Okasiaka v Obongotum (Civil Appeal 52 of 2010.) [2013] UGHCCD 148 (8 November 2013)


THE REPUBLIC OF UGANDA

IN THE HIGH COURT OF UGANDA AT SOROTI

CIVIL APPEAL 52 OF 2010.

ARISING FORM BUKEDEA CS 46 OF 2010

OKASIAK MICHAEL ..............................APPELLANT

V

SIMON PETER OBONGOTUM ............RESPONDENT



BEFORE HON. LADY JUSTICE H. WOLAYO

JUDGMENT

In this appeal, the appellant appealed the decision of the senior principal magistrate grade one Felix Omalla dated 8.12.2010 on the grounds outlined in the memorandum of appeal, but which briefly are:

  1. The trial magistrate wrote the judgment without visiting the locus in quo.

  2. The trial magistrate by not visiting the locus failed to appreciate the issues before him .

  3. The trial magistrate erred when he accepted the evidence of the respondent without appraising the evidence as a whole.



Counsel for the appellant, Ms Gyabi & Co. Advocates filed written submissions and a rejoinder. The respondent made written a response in person.

I have carefully read the submissions of counsel for the appellant and also the response by the respondent.

I have also studied the lower court proceedings.

In the plaint, the respondent claimed for recovery of nine acres of land . In the plaint, the plaintiff avers that in 1994, the appellant moved from the other side of the road and started construction at the boundary of the respondent’s land.

The appellant in his statement of defence averred that the respondent only owns four acres and that the appellant has encroached on his one garden

( one acre) .

At variance with his pleadings, the respondent in his evidence, claims the appellant has encroached on five acres and that the encroachment started in 2009 contrary to the pleadings which cite 1994 as the date of encroachment on appellant’s boundary.



The appellant in his evidence, maintains the position that he claims one acre and maintains that the respondent owns 4 acres.

The issue before the trial court was :

  1. Whether the respondent ( plaintiff ) proved on a balance of probabilities that the appellant encroached on his five acres of land

  2. Who is the rightful owner of the five acres?

  3. What is the acreage of the area in dispute?

  4. Who is the rightful owner of the area in dispute?

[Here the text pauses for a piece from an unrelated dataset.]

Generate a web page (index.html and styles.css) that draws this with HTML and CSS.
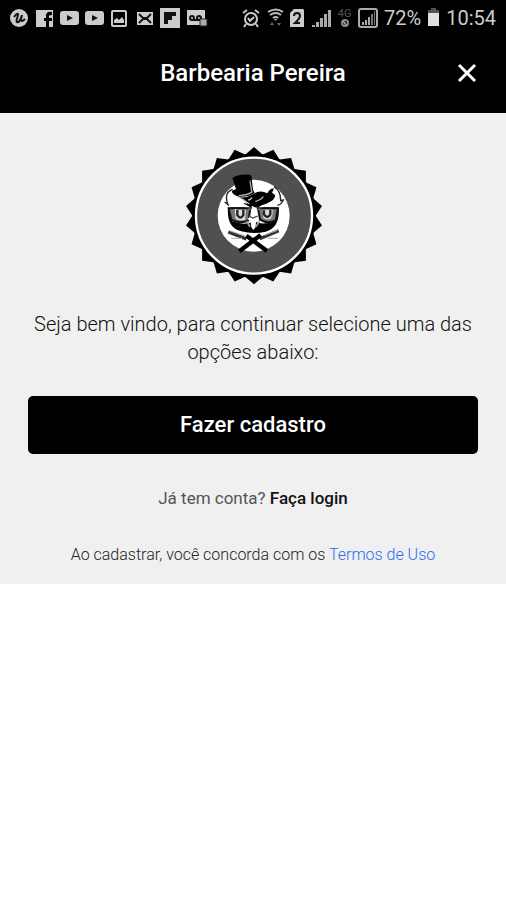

These issues could have been resolved conclusively if the trial magistrate had visited the locus himself or given clear guidance for the grade two magistrate who visited the locus on behalf of the trial magistrate.

The locus on quo proceedings are very brief and the sketch map does not disclose clearly the area in dispute .

I agree with counsel for the appellant that the purpose of the visit to the locus is to compare findings at the locus with evidence of the witnesses.

Practice direction 1of 2007 , para 3 , reproduced below, gives guidance on the conduct of locus in quo proceedings.

  1. Ensure that all the parties, their witnesses, and advocates (if any) are present.

  2. Allow the parties and their witnesses to adduce evidence at the locus in quo.

  3. Allow cross-examination by either party, or his/her counsel.

  4. Record all the proceedings at the locus in quo.

  5. Record any observation, view, opinion or conclusion of the court, including drawing a sketch plan, if necessary.

The two page write up by the grade two magistrate indicates that none of the above was followed.

In the result, the trial magistrate did not have a holistic perspective of the facts to enable him arrive at an informed decision.

In the premises, i allow the appeal and order a retrial . The case to be heard as speedily as possible without loosing sight of the need for parties to adduce evidence that addresses the issues and the need to visit the locus.

The lower court record will be returned to Bukedea grade one court along with a copy of this judgment for compliance.

DATED AT SOROTI THIS 8TH DAY OF NOVEMBER 2013.